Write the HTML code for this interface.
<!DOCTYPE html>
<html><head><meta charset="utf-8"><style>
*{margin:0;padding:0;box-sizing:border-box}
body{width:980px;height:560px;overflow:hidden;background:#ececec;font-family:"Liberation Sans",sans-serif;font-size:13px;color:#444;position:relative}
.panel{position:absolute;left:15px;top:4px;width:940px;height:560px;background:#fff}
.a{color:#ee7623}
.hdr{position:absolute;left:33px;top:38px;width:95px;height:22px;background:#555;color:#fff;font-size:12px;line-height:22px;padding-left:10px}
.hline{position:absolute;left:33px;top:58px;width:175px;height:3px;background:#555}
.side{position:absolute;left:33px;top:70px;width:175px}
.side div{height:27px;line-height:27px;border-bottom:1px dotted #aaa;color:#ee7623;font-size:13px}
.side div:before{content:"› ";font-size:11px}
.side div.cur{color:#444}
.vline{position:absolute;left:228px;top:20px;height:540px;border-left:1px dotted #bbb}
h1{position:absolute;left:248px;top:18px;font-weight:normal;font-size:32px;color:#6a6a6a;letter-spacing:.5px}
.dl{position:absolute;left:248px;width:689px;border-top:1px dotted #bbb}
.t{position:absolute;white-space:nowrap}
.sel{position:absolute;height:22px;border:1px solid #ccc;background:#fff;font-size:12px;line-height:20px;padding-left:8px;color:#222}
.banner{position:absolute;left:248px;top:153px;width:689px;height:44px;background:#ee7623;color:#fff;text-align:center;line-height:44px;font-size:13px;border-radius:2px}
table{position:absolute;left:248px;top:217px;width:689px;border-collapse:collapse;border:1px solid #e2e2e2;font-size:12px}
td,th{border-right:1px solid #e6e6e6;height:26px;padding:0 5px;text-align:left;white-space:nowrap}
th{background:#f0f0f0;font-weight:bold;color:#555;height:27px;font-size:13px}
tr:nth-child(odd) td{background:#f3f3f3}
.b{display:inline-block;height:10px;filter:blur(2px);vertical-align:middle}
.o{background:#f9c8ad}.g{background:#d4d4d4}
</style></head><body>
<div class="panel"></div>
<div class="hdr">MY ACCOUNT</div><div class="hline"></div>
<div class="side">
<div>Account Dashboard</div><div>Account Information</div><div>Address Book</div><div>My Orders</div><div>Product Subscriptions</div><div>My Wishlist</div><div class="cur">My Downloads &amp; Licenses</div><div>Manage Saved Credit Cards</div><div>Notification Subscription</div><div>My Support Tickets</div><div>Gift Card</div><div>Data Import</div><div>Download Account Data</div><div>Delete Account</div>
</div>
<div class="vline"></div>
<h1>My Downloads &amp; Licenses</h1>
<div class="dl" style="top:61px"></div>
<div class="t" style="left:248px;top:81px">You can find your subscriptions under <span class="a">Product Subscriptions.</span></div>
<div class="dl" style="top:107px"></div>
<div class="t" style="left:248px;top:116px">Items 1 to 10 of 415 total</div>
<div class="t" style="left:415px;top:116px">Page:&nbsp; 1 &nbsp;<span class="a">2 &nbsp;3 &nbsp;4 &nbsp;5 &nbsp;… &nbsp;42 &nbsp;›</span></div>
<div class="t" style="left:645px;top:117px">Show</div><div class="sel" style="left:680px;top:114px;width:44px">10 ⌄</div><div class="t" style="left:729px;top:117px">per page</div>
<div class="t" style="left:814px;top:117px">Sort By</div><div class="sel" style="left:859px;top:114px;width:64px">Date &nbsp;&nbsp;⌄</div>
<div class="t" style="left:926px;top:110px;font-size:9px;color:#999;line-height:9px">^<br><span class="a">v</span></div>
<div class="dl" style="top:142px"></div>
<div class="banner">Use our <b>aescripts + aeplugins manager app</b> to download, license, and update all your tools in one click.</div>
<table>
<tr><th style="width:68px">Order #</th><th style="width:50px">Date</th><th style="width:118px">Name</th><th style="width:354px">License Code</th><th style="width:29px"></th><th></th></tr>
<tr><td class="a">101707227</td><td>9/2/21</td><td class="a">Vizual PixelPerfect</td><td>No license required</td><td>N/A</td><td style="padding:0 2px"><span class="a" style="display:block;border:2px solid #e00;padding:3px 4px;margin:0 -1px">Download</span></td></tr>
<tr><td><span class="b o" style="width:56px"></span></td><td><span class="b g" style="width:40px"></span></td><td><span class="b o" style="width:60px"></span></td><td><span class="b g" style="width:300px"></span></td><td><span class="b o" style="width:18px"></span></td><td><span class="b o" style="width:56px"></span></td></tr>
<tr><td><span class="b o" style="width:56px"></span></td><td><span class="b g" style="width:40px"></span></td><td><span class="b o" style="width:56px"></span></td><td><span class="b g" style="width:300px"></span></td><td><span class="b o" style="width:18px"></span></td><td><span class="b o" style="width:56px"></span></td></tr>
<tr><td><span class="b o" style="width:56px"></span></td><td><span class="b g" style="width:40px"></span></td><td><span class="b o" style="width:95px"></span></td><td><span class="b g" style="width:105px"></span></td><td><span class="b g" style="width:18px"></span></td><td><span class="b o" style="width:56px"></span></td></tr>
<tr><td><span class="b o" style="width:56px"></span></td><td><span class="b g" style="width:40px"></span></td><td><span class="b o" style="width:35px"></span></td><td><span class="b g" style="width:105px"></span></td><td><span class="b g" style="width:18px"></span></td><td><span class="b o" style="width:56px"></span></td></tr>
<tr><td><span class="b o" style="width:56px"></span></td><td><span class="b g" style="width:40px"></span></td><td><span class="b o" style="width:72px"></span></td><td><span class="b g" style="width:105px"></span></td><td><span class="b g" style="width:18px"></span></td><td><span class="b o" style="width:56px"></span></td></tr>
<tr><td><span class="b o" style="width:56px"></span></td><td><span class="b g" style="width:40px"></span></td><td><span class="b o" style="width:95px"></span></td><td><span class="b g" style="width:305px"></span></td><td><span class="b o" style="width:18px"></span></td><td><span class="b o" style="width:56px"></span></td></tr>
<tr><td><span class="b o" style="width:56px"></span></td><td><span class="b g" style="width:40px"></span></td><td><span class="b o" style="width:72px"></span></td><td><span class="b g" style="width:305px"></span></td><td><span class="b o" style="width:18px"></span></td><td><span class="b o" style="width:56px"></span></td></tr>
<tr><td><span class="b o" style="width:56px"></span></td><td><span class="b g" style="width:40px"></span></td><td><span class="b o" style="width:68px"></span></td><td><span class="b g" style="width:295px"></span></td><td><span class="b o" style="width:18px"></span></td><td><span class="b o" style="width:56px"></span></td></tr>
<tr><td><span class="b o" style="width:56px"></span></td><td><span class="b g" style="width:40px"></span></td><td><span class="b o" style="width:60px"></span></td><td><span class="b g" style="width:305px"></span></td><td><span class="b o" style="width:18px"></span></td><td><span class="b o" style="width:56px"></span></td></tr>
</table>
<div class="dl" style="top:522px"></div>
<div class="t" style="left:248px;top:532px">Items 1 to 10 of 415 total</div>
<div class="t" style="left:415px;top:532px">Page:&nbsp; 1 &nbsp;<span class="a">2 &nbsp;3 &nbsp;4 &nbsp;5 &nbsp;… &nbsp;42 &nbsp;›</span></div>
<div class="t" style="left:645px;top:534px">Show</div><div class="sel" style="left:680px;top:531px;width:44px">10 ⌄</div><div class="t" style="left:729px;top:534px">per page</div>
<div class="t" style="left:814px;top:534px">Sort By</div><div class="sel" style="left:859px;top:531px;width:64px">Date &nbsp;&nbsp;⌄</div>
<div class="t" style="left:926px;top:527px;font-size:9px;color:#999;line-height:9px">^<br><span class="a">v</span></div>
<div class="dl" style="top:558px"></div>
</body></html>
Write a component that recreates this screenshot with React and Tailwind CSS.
────────
Write out every entry above, word for word.

Write the HTML code for this interface.
<!DOCTYPE html>
<html><head><meta charset="utf-8"><style>
*{margin:0;padding:0;box-sizing:border-box}
body{width:980px;height:560px;overflow:hidden;background:#ececec;font-family:"Liberation Sans",sans-serif;font-size:13px;color:#444;position:relative}
.panel{position:absolute;left:15px;top:4px;width:940px;height:560px;background:#fff}
.a{color:#ee7623}
.hdr{position:absolute;left:33px;top:38px;width:95px;height:22px;background:#555;color:#fff;font-size:12px;line-height:22px;padding-left:10px}
.hline{position:absolute;left:33px;top:58px;width:175px;height:3px;background:#555}
.side{position:absolute;left:33px;top:70px;width:175px}
.side div{height:27px;line-height:27px;border-bottom:1px dotted #aaa;color:#ee7623;font-size:13px}
.side div:before{content:"› ";font-size:11px}
.side div.cur{color:#444}
.vline{position:absolute;left:228px;top:20px;height:540px;border-left:1px dotted #bbb}
h1{position:absolute;left:248px;top:18px;font-weight:normal;font-size:32px;color:#6a6a6a;letter-spacing:.5px}
.dl{position:absolute;left:248px;width:689px;border-top:1px dotted #bbb}
.t{position:absolute;white-space:nowrap}
.sel{position:absolute;height:22px;border:1px solid #ccc;background:#fff;font-size:12px;line-height:20px;padding-left:8px;color:#222}
.banner{position:absolute;left:248px;top:153px;width:689px;height:44px;background:#ee7623;color:#fff;text-align:center;line-height:44px;font-size:13px;border-radius:2px}
table{position:absolute;left:248px;top:217px;width:689px;border-collapse:collapse;border:1px solid #e2e2e2;font-size:12px}
td,th{border-right:1px solid #e6e6e6;height:26px;padding:0 5px;text-align:left;white-space:nowrap}
th{background:#f0f0f0;font-weight:bold;color:#555;height:27px;font-size:13px}
tr:nth-child(odd) td{background:#f3f3f3}
.b{display:inline-block;height:10px;filter:blur(2px);vertical-align:middle}
.o{background:#f9c8ad}.g{background:#d4d4d4}
</style></head><body>
<div class="panel"></div>
<div class="hdr">MY ACCOUNT</div><div class="hline"></div>
<div class="side">
<div>Account Dashboard</div><div>Account Information</div><div>Address Book</div><div>My Orders</div><div>Product Subscriptions</div><div>My Wishlist</div><div class="cur">My Downloads &amp; Licenses</div><div>Manage Saved Credit Cards</div><div>Notification Subscription</div><div>My Support Tickets</div><div>Gift Card</div><div>Data Import</div><div>Download Account Data</div><div>Delete Account</div>
</div>
<div class="vline"></div>
<h1>My Downloads &amp; Licenses</h1>
<div class="dl" style="top:61px"></div>
<div class="t" style="left:248px;top:81px">You can find your subscriptions under <span class="a">Product Subscriptions.</span></div>
<div class="dl" style="top:107px"></div>
<div class="t" style="left:248px;top:116px">Items 1 to 10 of 415 total</div>
<div class="t" style="left:415px;top:116px">Page:&nbsp; 1 &nbsp;<span class="a">2 &nbsp;3 &nbsp;4 &nbsp;5 &nbsp;… &nbsp;42 &nbsp;›</span></div>
<div class="t" style="left:645px;top:117px">Show</div><div class="sel" style="left:680px;top:114px;width:44px">10 ⌄</div><div class="t" style="left:729px;top:117px">per page</div>
<div class="t" style="left:814px;top:117px">Sort By</div><div class="sel" style="left:859px;top:114px;width:64px">Date &nbsp;&nbsp;⌄</div>
<div class="t" style="left:926px;top:110px;font-size:9px;color:#999;line-height:9px">^<br><span class="a">v</span></div>
<div class="dl" style="top:142px"></div>
<div class="banner">Use our <b>aescripts + aeplugins manager app</b> to download, license, and update all your tools in one click.</div>
<table>
<tr><th style="width:68px">Order #</th><th style="width:50px">Date</th><th style="width:118px">Name</th><th style="width:354px">License Code</th><th style="width:29px"></th><th></th></tr>
<tr><td class="a">101707227</td><td>9/2/21</td><td class="a">Vizual PixelPerfect</td><td>No license required</td><td>N/A</td><td style="padding:0 2px"><span class="a" style="display:block;border:2px solid #e00;padding:3px 4px;margin:0 -1px">Download</span></td></tr>
<tr><td><span class="b o" style="width:56px"></span></td><td><span class="b g" style="width:40px"></span></td><td><span class="b o" style="width:60px"></span></td><td><span class="b g" style="width:300px"></span></td><td><span class="b o" style="width:18px"></span></td><td><span class="b o" style="width:56px"></span></td></tr>
<tr><td><span class="b o" style="width:56px"></span></td><td><span class="b g" style="width:40px"></span></td><td><span class="b o" style="width:56px"></span></td><td><span class="b g" style="width:300px"></span></td><td><span class="b o" style="width:18px"></span></td><td><span class="b o" style="width:56px"></span></td></tr>
<tr><td><span class="b o" style="width:56px"></span></td><td><span class="b g" style="width:40px"></span></td><td><span class="b o" style="width:95px"></span></td><td><span class="b g" style="width:105px"></span></td><td><span class="b g" style="width:18px"></span></td><td><span class="b o" style="width:56px"></span></td></tr>
<tr><td><span class="b o" style="width:56px"></span></td><td><span class="b g" style="width:40px"></span></td><td><span class="b o" style="width:35px"></span></td><td><span class="b g" style="width:105px"></span></td><td><span class="b g" style="width:18px"></span></td><td><span class="b o" style="width:56px"></span></td></tr>
<tr><td><span class="b o" style="width:56px"></span></td><td><span class="b g" style="width:40px"></span></td><td><span class="b o" style="width:72px"></span></td><td><span class="b g" style="width:105px"></span></td><td><span class="b g" style="width:18px"></span></td><td><span class="b o" style="width:56px"></span></td></tr>
<tr><td><span class="b o" style="width:56px"></span></td><td><span class="b g" style="width:40px"></span></td><td><span class="b o" style="width:95px"></span></td><td><span class="b g" style="width:305px"></span></td><td><span class="b o" style="width:18px"></span></td><td><span class="b o" style="width:56px"></span></td></tr>
<tr><td><span class="b o" style="width:56px"></span></td><td><span class="b g" style="width:40px"></span></td><td><span class="b o" style="width:72px"></span></td><td><span class="b g" style="width:305px"></span></td><td><span class="b o" style="width:18px"></span></td><td><span class="b o" style="width:56px"></span></td></tr>
<tr><td><span class="b o" style="width:56px"></span></td><td><span class="b g" style="width:40px"></span></td><td><span class="b o" style="width:68px"></span></td><td><span class="b g" style="width:295px"></span></td><td><span class="b o" style="width:18px"></span></td><td><span class="b o" style="width:56px"></span></td></tr>
<tr><td><span class="b o" style="width:56px"></span></td><td><span class="b g" style="width:40px"></span></td><td><span class="b o" style="width:60px"></span></td><td><span class="b g" style="width:305px"></span></td><td><span class="b o" style="width:18px"></span></td><td><span class="b o" style="width:56px"></span></td></tr>
</table>
<div class="dl" style="top:522px"></div>
<div class="t" style="left:248px;top:532px">Items 1 to 10 of 415 total</div>
<div class="t" style="left:415px;top:532px">Page:&nbsp; 1 &nbsp;<span class="a">2 &nbsp;3 &nbsp;4 &nbsp;5 &nbsp;… &nbsp;42 &nbsp;›</span></div>
<div class="t" style="left:645px;top:534px">Show</div><div class="sel" style="left:680px;top:531px;width:44px">10 ⌄</div><div class="t" style="left:729px;top:534px">per page</div>
<div class="t" style="left:814px;top:534px">Sort By</div><div class="sel" style="left:859px;top:531px;width:64px">Date &nbsp;&nbsp;⌄</div>
<div class="t" style="left:926px;top:527px;font-size:9px;color:#999;line-height:9px">^<br><span class="a">v</span></div>
<div class="dl" style="top:558px"></div>
</body></html>
Write a component that recreates this screenshot with React and Tailwind CSS.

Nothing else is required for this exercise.